Saturday : 2015.01.17

  • 05:25 EAM: looks like things ran pretty well last night - we are in pretty good shape on the nightly processing and stdlocal ran solidly at 75-100 chips/hour. I notice that the following stages are lagging in stdlocal, and have attributed this to a backup in camera. basically, the galactic plane is slower in camera because it scales by number of stars (even more so than chip). since we have a fairly limited number of camera jobs at a time, this becomes a bottleneck.
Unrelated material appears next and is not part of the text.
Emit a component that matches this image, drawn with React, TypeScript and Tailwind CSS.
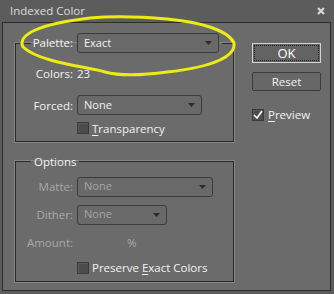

I've bumped camera polling from 25 to 60 to address this, but it perhaps could go higher.
  • 08:30 MEH: manually sending some missed nights to cleanup from earlier in week, OSS.20150113 and ThreePi?.20150108
  • 09:00 MEH: going to try and fix the cleanup/update conflict blocking QUB stamps.. somehow warps from 1/14 were set to cleaned but were in progress of update/pstamp use... was this an unlogged manual cleanup/change or an odd timing conflict in cleanup?
  • 10:15 EAM: stopping stdlocal for a restart
  • 13:15 MEH: starting CNP+MD chip cleanup after verified warps fully finished -- ipp067-081 must get some space cleared up, while no permanent files are being targeted there, space is needed for nightly xy+skyfile processing balance.. some shuffle may be necessary very soon...
    • with just chips need to bump the poll to ~90 so all nodes in use
  • 16:25 MEH: ipp086 BBU status optimal now and WB mode so neb-host repair to up -- will temporarily add ipp084,086,091 for data tonight. stdsci is getting close to needing regular restart anyways
  • 20:30 MEH: long running stacks again running by ~ippmd/deepstack/ptolemy.rc

Sunday : 2015.01.18

  • 07:10 EAM: stopping and restarting stdlocal
  • 07:15 EAM: bad warp:
    warptool -dbname gpc1 -updateskyfile -fault 0 -set_quality 42 -warp_id 1363320 -skycell_id skycell.1609.080
    warptool -dbname gpc1 -updateskyfile -fault 0 -set_quality 42 -warp_id 1366210 -skycell_id skycell.1716.054
    
  • 09:45 EAM: nightly processing is done, i've turned on storage hosts in stdlocal as a test.
  • 10:30 EAM: looks like the link 6509e-ippcore is now running at ~6Gb/s with storage hosts in stdlocal. i've bumped the storage host loading just a bit more (1 more per s1-s3).